**AIM OF THE EXERCISE**
Output the material beneath this task exactly, images excluded.

**AVAILABLE DATA**
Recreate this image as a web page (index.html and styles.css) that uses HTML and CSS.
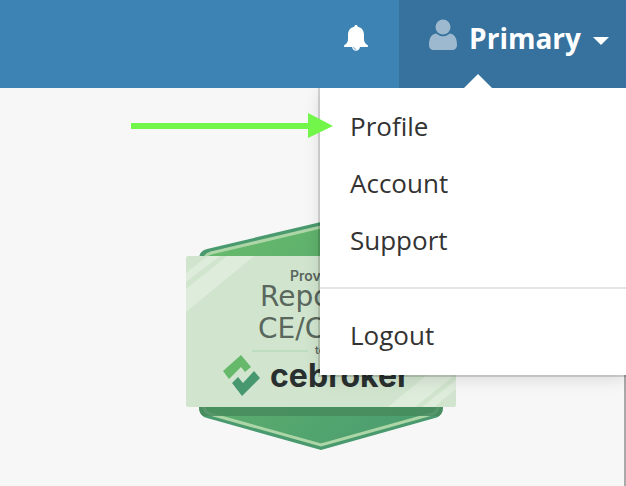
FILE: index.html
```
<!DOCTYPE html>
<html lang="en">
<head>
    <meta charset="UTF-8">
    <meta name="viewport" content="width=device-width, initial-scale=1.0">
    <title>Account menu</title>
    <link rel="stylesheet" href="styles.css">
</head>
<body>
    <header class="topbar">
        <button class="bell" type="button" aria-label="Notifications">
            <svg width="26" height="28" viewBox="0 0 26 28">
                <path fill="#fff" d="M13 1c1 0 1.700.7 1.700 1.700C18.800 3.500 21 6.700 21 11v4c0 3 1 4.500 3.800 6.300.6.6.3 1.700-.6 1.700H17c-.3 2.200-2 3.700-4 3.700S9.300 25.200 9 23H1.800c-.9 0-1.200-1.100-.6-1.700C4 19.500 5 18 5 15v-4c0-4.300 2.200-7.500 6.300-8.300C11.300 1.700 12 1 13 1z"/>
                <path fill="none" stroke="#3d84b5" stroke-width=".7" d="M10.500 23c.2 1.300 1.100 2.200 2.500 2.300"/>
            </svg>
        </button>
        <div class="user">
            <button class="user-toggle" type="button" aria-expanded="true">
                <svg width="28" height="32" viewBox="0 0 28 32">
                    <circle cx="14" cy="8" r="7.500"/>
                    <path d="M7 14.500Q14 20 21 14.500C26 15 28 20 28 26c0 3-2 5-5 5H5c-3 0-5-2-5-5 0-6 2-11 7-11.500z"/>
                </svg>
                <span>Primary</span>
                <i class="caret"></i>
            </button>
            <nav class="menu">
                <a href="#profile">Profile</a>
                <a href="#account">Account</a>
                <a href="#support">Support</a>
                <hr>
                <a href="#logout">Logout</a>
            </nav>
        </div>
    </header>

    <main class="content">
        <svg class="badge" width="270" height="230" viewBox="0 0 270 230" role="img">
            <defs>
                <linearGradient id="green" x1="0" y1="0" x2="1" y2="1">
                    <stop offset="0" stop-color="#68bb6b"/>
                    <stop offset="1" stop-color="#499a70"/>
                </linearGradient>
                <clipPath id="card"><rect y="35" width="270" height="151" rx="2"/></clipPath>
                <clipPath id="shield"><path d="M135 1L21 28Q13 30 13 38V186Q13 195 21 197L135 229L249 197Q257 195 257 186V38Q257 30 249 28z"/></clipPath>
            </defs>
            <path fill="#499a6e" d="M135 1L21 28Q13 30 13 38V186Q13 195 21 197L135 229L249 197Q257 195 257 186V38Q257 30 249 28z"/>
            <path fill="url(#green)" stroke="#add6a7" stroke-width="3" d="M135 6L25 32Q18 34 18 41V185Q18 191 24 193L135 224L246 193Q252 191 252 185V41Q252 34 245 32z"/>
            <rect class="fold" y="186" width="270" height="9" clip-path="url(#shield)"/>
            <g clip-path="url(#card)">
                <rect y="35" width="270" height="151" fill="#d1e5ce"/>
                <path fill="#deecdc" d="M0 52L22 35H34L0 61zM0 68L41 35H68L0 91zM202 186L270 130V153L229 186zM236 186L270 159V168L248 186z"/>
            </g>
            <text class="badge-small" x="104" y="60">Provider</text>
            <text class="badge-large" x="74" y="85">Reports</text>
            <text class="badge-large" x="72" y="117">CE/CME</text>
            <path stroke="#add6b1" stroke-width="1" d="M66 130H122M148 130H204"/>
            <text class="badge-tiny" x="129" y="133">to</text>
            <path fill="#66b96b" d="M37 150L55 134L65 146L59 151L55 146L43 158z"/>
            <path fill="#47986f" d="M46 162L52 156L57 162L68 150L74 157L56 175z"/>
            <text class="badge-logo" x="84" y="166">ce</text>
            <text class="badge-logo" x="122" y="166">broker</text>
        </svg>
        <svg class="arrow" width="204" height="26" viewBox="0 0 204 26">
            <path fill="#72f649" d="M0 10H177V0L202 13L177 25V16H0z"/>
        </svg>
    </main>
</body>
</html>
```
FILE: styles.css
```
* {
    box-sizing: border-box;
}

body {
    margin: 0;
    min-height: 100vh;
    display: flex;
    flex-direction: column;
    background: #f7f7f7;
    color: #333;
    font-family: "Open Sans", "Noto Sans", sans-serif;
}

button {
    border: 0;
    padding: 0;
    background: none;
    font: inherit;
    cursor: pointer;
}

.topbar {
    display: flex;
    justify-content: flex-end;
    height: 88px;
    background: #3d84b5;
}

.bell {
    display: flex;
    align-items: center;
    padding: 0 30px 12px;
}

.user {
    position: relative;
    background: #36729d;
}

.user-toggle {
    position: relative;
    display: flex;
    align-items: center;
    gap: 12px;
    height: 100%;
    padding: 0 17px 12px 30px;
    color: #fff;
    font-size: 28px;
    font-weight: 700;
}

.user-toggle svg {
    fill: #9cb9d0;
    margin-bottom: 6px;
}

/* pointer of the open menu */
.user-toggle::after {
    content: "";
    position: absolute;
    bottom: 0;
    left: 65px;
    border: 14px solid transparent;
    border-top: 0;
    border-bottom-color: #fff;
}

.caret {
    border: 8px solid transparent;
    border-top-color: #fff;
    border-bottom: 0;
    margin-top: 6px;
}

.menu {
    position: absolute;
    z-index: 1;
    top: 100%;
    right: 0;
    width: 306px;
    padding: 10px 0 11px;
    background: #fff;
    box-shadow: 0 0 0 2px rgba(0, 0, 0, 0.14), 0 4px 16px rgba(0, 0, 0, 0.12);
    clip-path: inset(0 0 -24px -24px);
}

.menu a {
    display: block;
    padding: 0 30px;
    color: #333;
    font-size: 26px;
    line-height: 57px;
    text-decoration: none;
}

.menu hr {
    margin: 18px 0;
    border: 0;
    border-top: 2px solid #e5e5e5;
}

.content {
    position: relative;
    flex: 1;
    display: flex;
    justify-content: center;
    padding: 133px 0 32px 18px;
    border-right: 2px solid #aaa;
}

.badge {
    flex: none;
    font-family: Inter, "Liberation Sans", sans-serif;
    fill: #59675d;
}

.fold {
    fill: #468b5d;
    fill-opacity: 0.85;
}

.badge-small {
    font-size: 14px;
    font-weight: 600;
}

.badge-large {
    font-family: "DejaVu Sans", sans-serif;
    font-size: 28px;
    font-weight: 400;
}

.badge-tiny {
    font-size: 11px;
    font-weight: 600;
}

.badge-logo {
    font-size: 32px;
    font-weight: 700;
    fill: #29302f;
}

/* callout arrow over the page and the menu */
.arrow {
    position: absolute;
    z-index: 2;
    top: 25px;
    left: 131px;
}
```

**EXERCISE ANSWER**
Recreate this image as a web page (index.html and styles.css) that uses HTML and CSS.
FILE: index.html
```
<!DOCTYPE html>
<html lang="en">
<head>
    <meta charset="UTF-8">
    <meta name="viewport" content="width=device-width, initial-scale=1.0">
    <title>Account menu</title>
    <link rel="stylesheet" href="styles.css">
</head>
<body>
    <header class="topbar">
        <button class="bell" type="button" aria-label="Notifications">
            <svg width="26" height="28" viewBox="0 0 26 28">
                <path fill="#fff" d="M13 1c1 0 1.700.7 1.700 1.700C18.800 3.500 21 6.700 21 11v4c0 3 1 4.500 3.800 6.300.6.6.3 1.700-.6 1.700H17c-.3 2.200-2 3.700-4 3.700S9.300 25.200 9 23H1.800c-.9 0-1.200-1.100-.6-1.700C4 19.500 5 18 5 15v-4c0-4.300 2.200-7.500 6.300-8.300C11.300 1.700 12 1 13 1z"/>
                <path fill="none" stroke="#3d84b5" stroke-width=".7" d="M10.500 23c.2 1.300 1.100 2.200 2.500 2.300"/>
            </svg>
        </button>
        <div class="user">
            <button class="user-toggle" type="button" aria-expanded="true">
                <svg width="28" height="32" viewBox="0 0 28 32">
                    <circle cx="14" cy="8" r="7.500"/>
                    <path d="M7 14.500Q14 20 21 14.500C26 15 28 20 28 26c0 3-2 5-5 5H5c-3 0-5-2-5-5 0-6 2-11 7-11.500z"/>
                </svg>
                <span>Primary</span>
                <i class="caret"></i>
            </button>
            <nav class="menu">
                <a href="#profile">Profile</a>
                <a href="#account">Account</a>
                <a href="#support">Support</a>
                <hr>
                <a href="#logout">Logout</a>
            </nav>
        </div>
    </header>

    <main class="content">
        <svg class="badge" width="270" height="230" viewBox="0 0 270 230" role="img">
            <defs>
                <linearGradient id="green" x1="0" y1="0" x2="1" y2="1">
                    <stop offset="0" stop-color="#68bb6b"/>
                    <stop offset="1" stop-color="#499a70"/>
                </linearGradient>
                <clipPath id="card"><rect y="35" width="270" height="151" rx="2"/></clipPath>
                <clipPath id="shield"><path d="M135 1L21 28Q13 30 13 38V186Q13 195 21 197L135 229L249 197Q257 195 257 186V38Q257 30 249 28z"/></clipPath>
            </defs>
            <path fill="#499a6e" d="M135 1L21 28Q13 30 13 38V186Q13 195 21 197L135 229L249 197Q257 195 257 186V38Q257 30 249 28z"/>
            <path fill="url(#green)" stroke="#add6a7" stroke-width="3" d="M135 6L25 32Q18 34 18 41V185Q18 191 24 193L135 224L246 193Q252 191 252 185V41Q252 34 245 32z"/>
            <rect class="fold" y="186" width="270" height="9" clip-path="url(#shield)"/>
            <g clip-path="url(#card)">
                <rect y="35" width="270" height="151" fill="#d1e5ce"/>
                <path fill="#deecdc" d="M0 52L22 35H34L0 61zM0 68L41 35H68L0 91zM202 186L270 130V153L229 186zM236 186L270 159V168L248 186z"/>
            </g>
            <text class="badge-small" x="104" y="60">Provider</text>
            <text class="badge-large" x="74" y="85">Reports</text>
            <text class="badge-large" x="72" y="117">CE/CME</text>
            <path stroke="#add6b1" stroke-width="1" d="M66 130H122M148 130H204"/>
            <text class="badge-tiny" x="129" y="133">to</text>
            <path fill="#66b96b" d="M37 150L55 134L65 146L59 151L55 146L43 158z"/>
            <path fill="#47986f" d="M46 162L52 156L57 162L68 150L74 157L56 175z"/>
            <text class="badge-logo" x="84" y="166">ce</text>
            <text class="badge-logo" x="122" y="166">broker</text>
        </svg>
        <svg class="arrow" width="204" height="26" viewBox="0 0 204 26">
            <path fill="#72f649" d="M0 10H177V0L202 13L177 25V16H0z"/>
        </svg>
    </main>
</body>
</html>
```
FILE: styles.css
```
* {
    box-sizing: border-box;
}

body {
    margin: 0;
    min-height: 100vh;
    display: flex;
    flex-direction: column;
    background: #f7f7f7;
    color: #333;
    font-family: "Open Sans", "Noto Sans", sans-serif;
}

button {
    border: 0;
    padding: 0;
    background: none;
    font: inherit;
    cursor: pointer;
}

.topbar {
    display: flex;
    justify-content: flex-end;
    height: 88px;
    background: #3d84b5;
}

.bell {
    display: flex;
    align-items: center;
    padding: 0 30px 12px;
}

.user {
    position: relative;
    background: #36729d;
}

.user-toggle {
    position: relative;
    display: flex;
    align-items: center;
    gap: 12px;
    height: 100%;
    padding: 0 17px 12px 30px;
    color: #fff;
    font-size: 28px;
    font-weight: 700;
}

.user-toggle svg {
    fill: #9cb9d0;
    margin-bottom: 6px;
}

/* pointer of the open menu */
.user-toggle::after {
    content: "";
    position: absolute;
    bottom: 0;
    left: 65px;
    border: 14px solid transparent;
    border-top: 0;
    border-bottom-color: #fff;
}

.caret {
    border: 8px solid transparent;
    border-top-color: #fff;
    border-bottom: 0;
    margin-top: 6px;
}

.menu {
    position: absolute;
    z-index: 1;
    top: 100%;
    right: 0;
    width: 306px;
    padding: 10px 0 11px;
    background: #fff;
    box-shadow: 0 0 0 2px rgba(0, 0, 0, 0.14), 0 4px 16px rgba(0, 0, 0, 0.12);
    clip-path: inset(0 0 -24px -24px);
}

.menu a {
    display: block;
    padding: 0 30px;
    color: #333;
    font-size: 26px;
    line-height: 57px;
    text-decoration: none;
}

.menu hr {
    margin: 18px 0;
    border: 0;
    border-top: 2px solid #e5e5e5;
}

.content {
    position: relative;
    flex: 1;
    display: flex;
    justify-content: center;
    padding: 133px 0 32px 18px;
    border-right: 2px solid #aaa;
}

.badge {
    flex: none;
    font-family: Inter, "Liberation Sans", sans-serif;
    fill: #59675d;
}

.fold {
    fill: #468b5d;
    fill-opacity: 0.85;
}

.badge-small {
    font-size: 14px;
    font-weight: 600;
}

.badge-large {
    font-family: "DejaVu Sans", sans-serif;
    font-size: 28px;
    font-weight: 400;
}

.badge-tiny {
    font-size: 11px;
    font-weight: 600;
}

.badge-logo {
    font-size: 32px;
    font-weight: 700;
    fill: #29302f;
}

/* callout arrow over the page and the menu */
.arrow {
    position: absolute;
    z-index: 2;
    top: 25px;
    left: 131px;
}
```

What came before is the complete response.